Animation is a medium, and so is television, in a different sense. In English, anime usually isn’t identical with ‘animation’ and is never identical with ‘television’.

Granted, English-speakers do choose among several competing senses when they use the word anime. None of the typical senses, however, describes a medium:

  • ‘Japanese animation’ isn’t a medium.
  • ‘Animation for people over the age of eight’ isn’t a medium.
  • ‘Animation with a style of character design like that in the light novel adaptation du jour’? Still not a medium.
  • ‘Animation which Netflix wants to sell to teenagers and younger adults’ is totally not a medium.

Of course, people should feel welcome to use anime in the Japanese sense within English sentences if they desperately want to: no one pays me to tell others what to say.

Those who do so ought, however, to expect to confuse their audiences, much as they would if they invited someone to a mansion which turned out to be a flat. (Or, as some other varieties of English have it, an ‘apartment’.) Plus, to be honest, if someone sets themselves out as a fan of animation in general, they must prepare to own it. I will expect opinions on Fehérlófia.
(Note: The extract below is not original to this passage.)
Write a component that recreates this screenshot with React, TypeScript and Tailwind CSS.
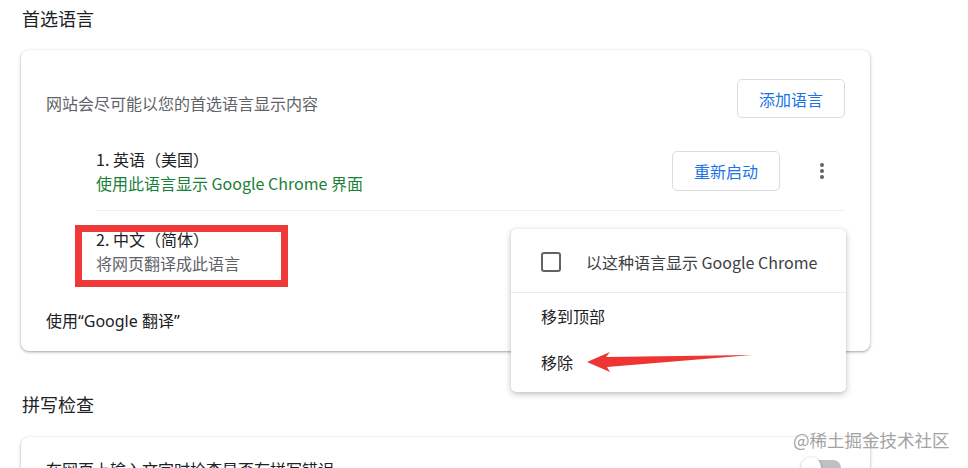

Anime is neither a genre nor a medium.

7 thoughts on “Anime isn’t a medium

  1. I like to think that if a time comes in which people get serious about these distinctions, I’d rather have Anime’s definition widen, and overtake “animation” as the name for the medium. Purely in the interest of representing the most culturally dominant force in the medium currently known as “animation”.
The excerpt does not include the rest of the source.